La vejez no se acepta fácilmente, y no tanto por la edad en sí, sino por lo que implica en términos de capacidad. De autonomía. De fuerza. De dignidad, siendo muy directos. Pero creo que sobre todo por cómo afecta a la propia imagen. La línea, y aquí parecían coincidir, no está en el calendario, sino en el cuerpo. “Me da miedo subirme a la escalera”, “ya no puedo con las bolsas”, “no puedo apretar un tornillo” … Estas eran las frases comunes, alejadas en realidad de cualquier dramatismo, las que marcaban los verdaderos umbrales. La vejez aparece cuando se depende de otros, o cuando la comparación con el yo anterior se vuelve dolorosa.
Pero también encontraba discursos de resistencia a la acepción de la vejez como cambio de uno mismo o de las costumbres, de pérdida de la capacidad: “Yo me levanto a las siete, me voy a andar una hora, haga frío o calor”, me decía una mujer de 73 años. “Ayer estuve arreglando el grifo yo mismo”, afirmaba un hombre con reuma y 82 años a cuestas. Y otra mujer, de 82 también, explicaba por qué prefería hacer las tareas de la casa a externalizarlas: “Porque si no me quedo como mi marido (con demencia en ese momento). Si me empiezo a sentar, ya no me muevo”. Es decir, también se plantean diferentes formas de resistencia a cumplir con todos esos estereotipos marcados desde fuera.

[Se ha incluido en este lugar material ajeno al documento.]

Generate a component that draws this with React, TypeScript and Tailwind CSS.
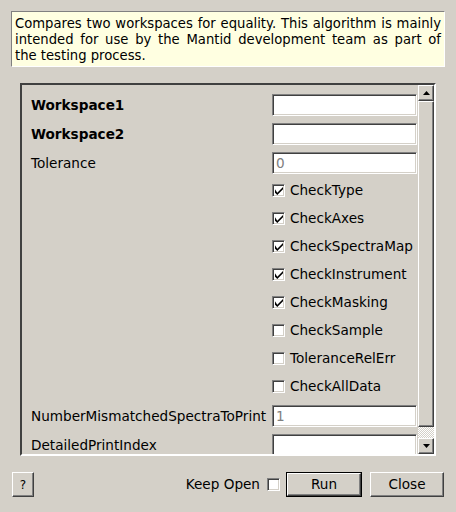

Mis entrevistados y entrevistas me mostraron que envejecer no es necesariamente ni siempre entrar en un territorio nuevo, sino continuar una forma de estar en el mundo, aunque con ciertos ajustes. La clave para mí está en si ese mundo sigue permitiendo ejercer agenda, tomar decisiones, organizar la vida cotidiana. Aquí es donde entra en juego (qué insistente soy con esto, lo sé) el apego a la vivienda, al barrio, a espacios donde ejercer la rutina. Si es que nos permiten permanecer y ejercer la rutina. La permanencia en el entorno representa continuidad, capacidad, control.
Volviendo al umbral, muchas personas marcan un límite simbólico: “La vejez, auténtica, a los 85… si es que se llega”. Pero mi sensación es que esto lo plantean personas que ven esa edad muy lejana (esa persona tenía entonces 70 años). Antes de eso, lo que hay es “menos juventud”, pero no una identidad claramente reconocida como “persona mayor”. Falta tal vez una categoría intermedia que no nos suscite tanto rechazo, que no sea ni infantilizadora ni terminal. Tal vez porque la vejez, como experiencia subjetiva e intimísima, rara vez se vive de forma lineal y, sin duda, no es igual para todos.